──────── Supplied data
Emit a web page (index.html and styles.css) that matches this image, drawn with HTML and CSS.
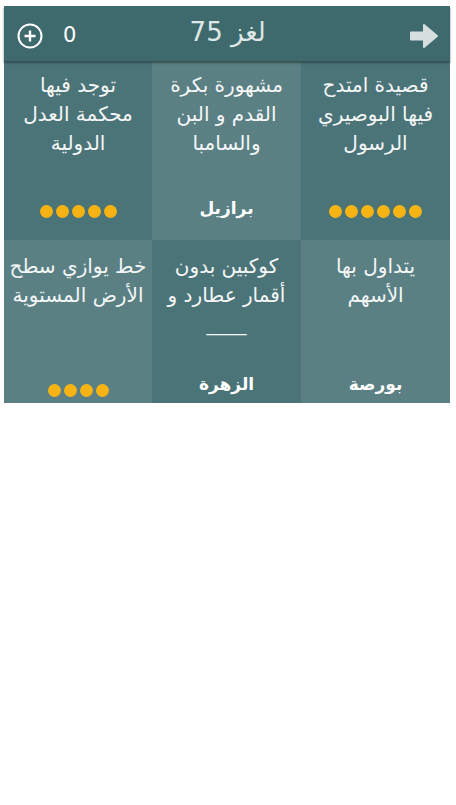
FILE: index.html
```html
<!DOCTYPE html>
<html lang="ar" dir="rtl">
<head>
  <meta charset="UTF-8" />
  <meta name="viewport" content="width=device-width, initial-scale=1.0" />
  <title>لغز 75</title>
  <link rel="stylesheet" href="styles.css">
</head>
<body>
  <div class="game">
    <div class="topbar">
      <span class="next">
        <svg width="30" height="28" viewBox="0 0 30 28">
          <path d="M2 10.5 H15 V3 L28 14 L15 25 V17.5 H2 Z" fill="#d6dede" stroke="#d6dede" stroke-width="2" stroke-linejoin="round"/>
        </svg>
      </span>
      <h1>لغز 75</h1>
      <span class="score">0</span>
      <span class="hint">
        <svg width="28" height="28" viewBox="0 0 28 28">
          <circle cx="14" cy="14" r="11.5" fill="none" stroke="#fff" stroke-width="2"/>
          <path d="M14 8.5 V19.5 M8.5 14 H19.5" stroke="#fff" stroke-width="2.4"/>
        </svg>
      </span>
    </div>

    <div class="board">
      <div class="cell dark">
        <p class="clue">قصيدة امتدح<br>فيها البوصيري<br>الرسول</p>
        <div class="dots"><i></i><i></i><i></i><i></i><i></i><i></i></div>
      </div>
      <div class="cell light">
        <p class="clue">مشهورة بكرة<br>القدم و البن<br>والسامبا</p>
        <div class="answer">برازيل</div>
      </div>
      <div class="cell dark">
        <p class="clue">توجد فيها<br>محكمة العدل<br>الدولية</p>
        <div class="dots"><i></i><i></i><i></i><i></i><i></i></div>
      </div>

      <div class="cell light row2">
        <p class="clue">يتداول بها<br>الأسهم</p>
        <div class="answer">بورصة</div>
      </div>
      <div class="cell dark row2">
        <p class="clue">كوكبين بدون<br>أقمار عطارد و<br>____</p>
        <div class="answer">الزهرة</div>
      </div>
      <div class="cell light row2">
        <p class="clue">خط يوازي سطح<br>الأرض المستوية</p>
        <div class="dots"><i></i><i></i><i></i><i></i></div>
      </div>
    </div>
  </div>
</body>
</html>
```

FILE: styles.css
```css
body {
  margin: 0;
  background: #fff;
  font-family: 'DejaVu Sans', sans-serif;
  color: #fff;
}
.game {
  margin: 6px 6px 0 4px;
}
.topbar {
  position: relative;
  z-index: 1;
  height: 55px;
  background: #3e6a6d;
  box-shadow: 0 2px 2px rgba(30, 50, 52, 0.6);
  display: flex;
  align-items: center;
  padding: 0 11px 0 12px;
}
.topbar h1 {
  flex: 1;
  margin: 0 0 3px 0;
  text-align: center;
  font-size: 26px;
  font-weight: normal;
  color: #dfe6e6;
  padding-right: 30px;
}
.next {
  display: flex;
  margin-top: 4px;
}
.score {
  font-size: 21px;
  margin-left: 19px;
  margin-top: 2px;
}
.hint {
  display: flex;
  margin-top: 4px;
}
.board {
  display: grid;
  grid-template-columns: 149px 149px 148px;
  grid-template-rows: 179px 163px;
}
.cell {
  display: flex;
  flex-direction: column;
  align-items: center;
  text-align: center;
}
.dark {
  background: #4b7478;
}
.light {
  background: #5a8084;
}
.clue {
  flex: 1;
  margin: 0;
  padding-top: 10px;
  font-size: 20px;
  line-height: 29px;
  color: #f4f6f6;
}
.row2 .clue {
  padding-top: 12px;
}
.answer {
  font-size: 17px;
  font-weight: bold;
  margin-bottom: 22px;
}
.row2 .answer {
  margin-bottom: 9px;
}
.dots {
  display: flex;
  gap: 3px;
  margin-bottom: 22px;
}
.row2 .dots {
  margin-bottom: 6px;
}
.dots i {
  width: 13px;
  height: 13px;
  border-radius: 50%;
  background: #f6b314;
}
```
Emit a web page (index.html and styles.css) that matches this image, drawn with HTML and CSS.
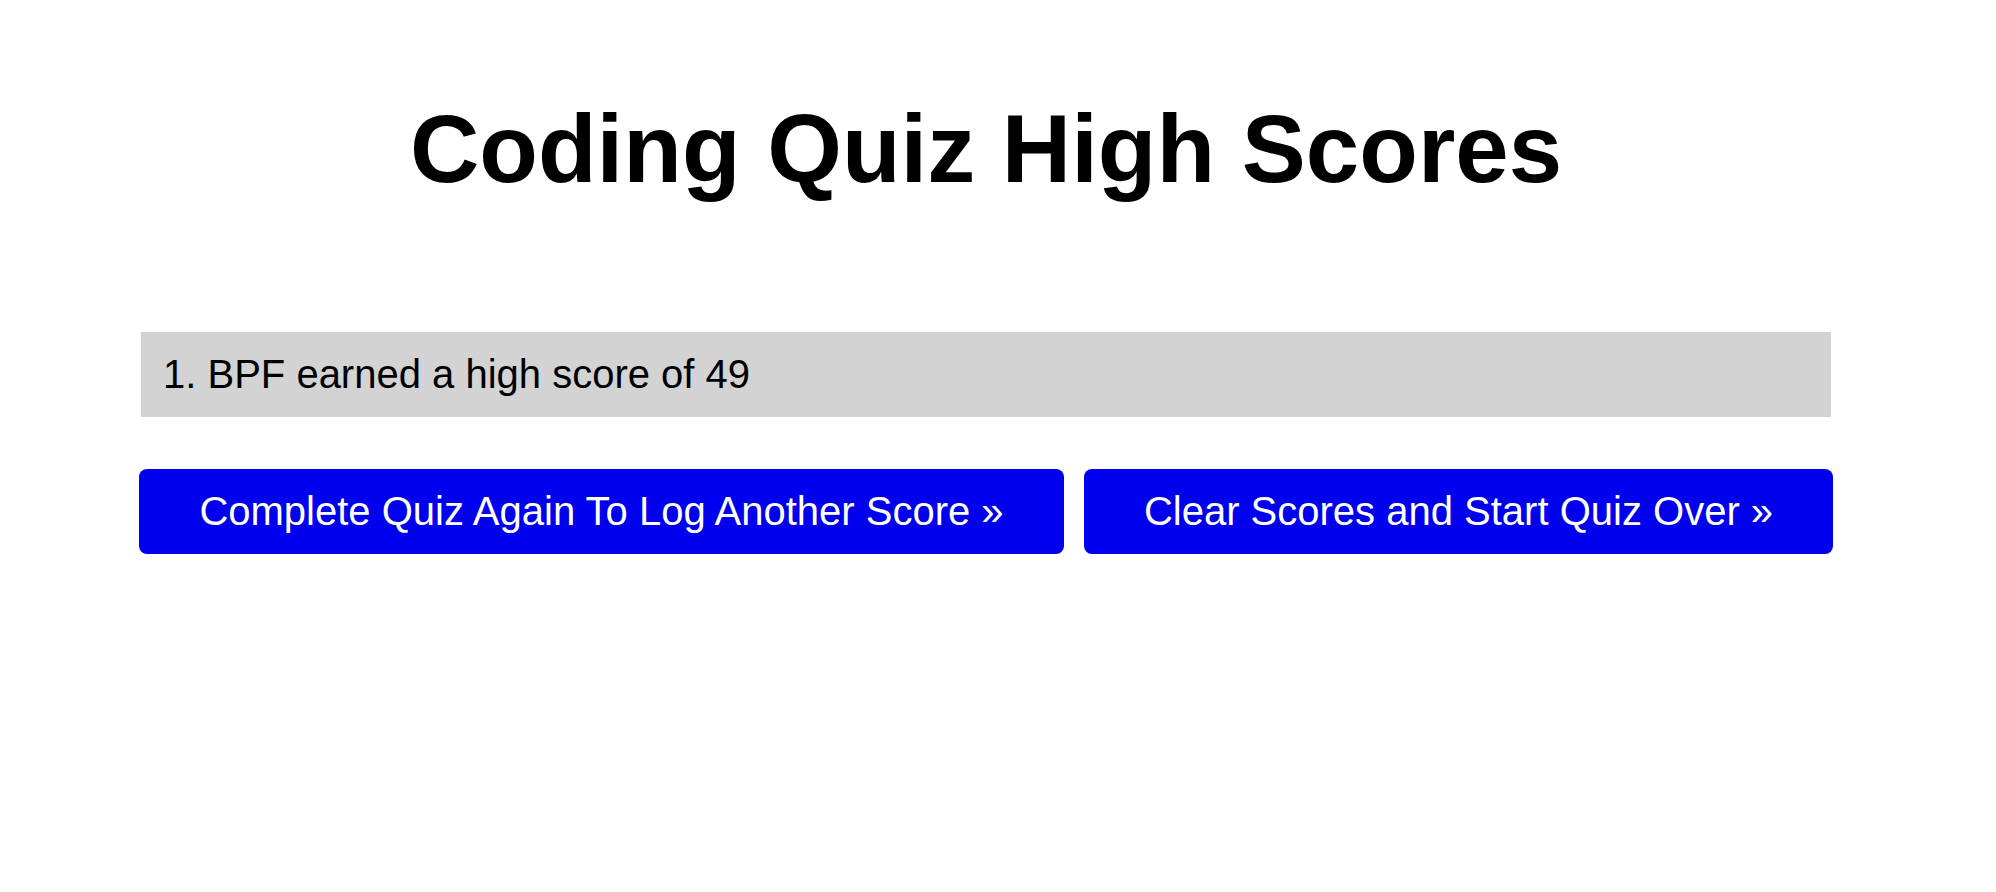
────────────────
Return the whole listing, word for word, and leave out every picture.

Emit a web page (index.html and styles.css) that matches this image, drawn with HTML and CSS.
FILE: index.html
```html
<!DOCTYPE html>
<html lang="ar" dir="rtl">
<head>
  <meta charset="UTF-8" />
  <meta name="viewport" content="width=device-width, initial-scale=1.0" />
  <title>لغز 75</title>
  <link rel="stylesheet" href="styles.css">
</head>
<body>
  <div class="game">
    <div class="topbar">
      <span class="next">
        <svg width="30" height="28" viewBox="0 0 30 28">
          <path d="M2 10.5 H15 V3 L28 14 L15 25 V17.5 H2 Z" fill="#d6dede" stroke="#d6dede" stroke-width="2" stroke-linejoin="round"/>
        </svg>
      </span>
      <h1>لغز 75</h1>
      <span class="score">0</span>
      <span class="hint">
        <svg width="28" height="28" viewBox="0 0 28 28">
          <circle cx="14" cy="14" r="11.5" fill="none" stroke="#fff" stroke-width="2"/>
          <path d="M14 8.5 V19.5 M8.5 14 H19.5" stroke="#fff" stroke-width="2.4"/>
        </svg>
      </span>
    </div>

    <div class="board">
      <div class="cell dark">
        <p class="clue">قصيدة امتدح<br>فيها البوصيري<br>الرسول</p>
        <div class="dots"><i></i><i></i><i></i><i></i><i></i><i></i></div>
      </div>
      <div class="cell light">
        <p class="clue">مشهورة بكرة<br>القدم و البن<br>والسامبا</p>
        <div class="answer">برازيل</div>
      </div>
      <div class="cell dark">
        <p class="clue">توجد فيها<br>محكمة العدل<br>الدولية</p>
        <div class="dots"><i></i><i></i><i></i><i></i><i></i></div>
      </div>

      <div class="cell light row2">
        <p class="clue">يتداول بها<br>الأسهم</p>
        <div class="answer">بورصة</div>
      </div>
      <div class="cell dark row2">
        <p class="clue">كوكبين بدون<br>أقمار عطارد و<br>____</p>
        <div class="answer">الزهرة</div>
      </div>
      <div class="cell light row2">
        <p class="clue">خط يوازي سطح<br>الأرض المستوية</p>
        <div class="dots"><i></i><i></i><i></i><i></i></div>
      </div>
    </div>
  </div>
</body>
</html>
```

FILE: styles.css
```css
body {
  margin: 0;
  background: #fff;
  font-family: 'DejaVu Sans', sans-serif;
  color: #fff;
}
.game {
  margin: 6px 6px 0 4px;
}
.topbar {
  position: relative;
  z-index: 1;
  height: 55px;
  background: #3e6a6d;
  box-shadow: 0 2px 2px rgba(30, 50, 52, 0.6);
  display: flex;
  align-items: center;
  padding: 0 11px 0 12px;
}
.topbar h1 {
  flex: 1;
  margin: 0 0 3px 0;
  text-align: center;
  font-size: 26px;
  font-weight: normal;
  color: #dfe6e6;
  padding-right: 30px;
}
.next {
  display: flex;
  margin-top: 4px;
}
.score {
  font-size: 21px;
  margin-left: 19px;
  margin-top: 2px;
}
.hint {
  display: flex;
  margin-top: 4px;
}
.board {
  display: grid;
  grid-template-columns: 149px 149px 148px;
  grid-template-rows: 179px 163px;
}
.cell {
  display: flex;
  flex-direction: column;
  align-items: center;
  text-align: center;
}
.dark {
  background: #4b7478;
}
.light {
  background: #5a8084;
}
.clue {
  flex: 1;
  margin: 0;
  padding-top: 10px;
  font-size: 20px;
  line-height: 29px;
  color: #f4f6f6;
}
.row2 .clue {
  padding-top: 12px;
}
.answer {
  font-size: 17px;
  font-weight: bold;
  margin-bottom: 22px;
}
.row2 .answer {
  margin-bottom: 9px;
}
.dots {
  display: flex;
  gap: 3px;
  margin-bottom: 22px;
}
.row2 .dots {
  margin-bottom: 6px;
}
.dots i {
  width: 13px;
  height: 13px;
  border-radius: 50%;
  background: #f6b314;
}
```
Emit a web page (index.html and styles.css) that matches this image, drawn with HTML and CSS.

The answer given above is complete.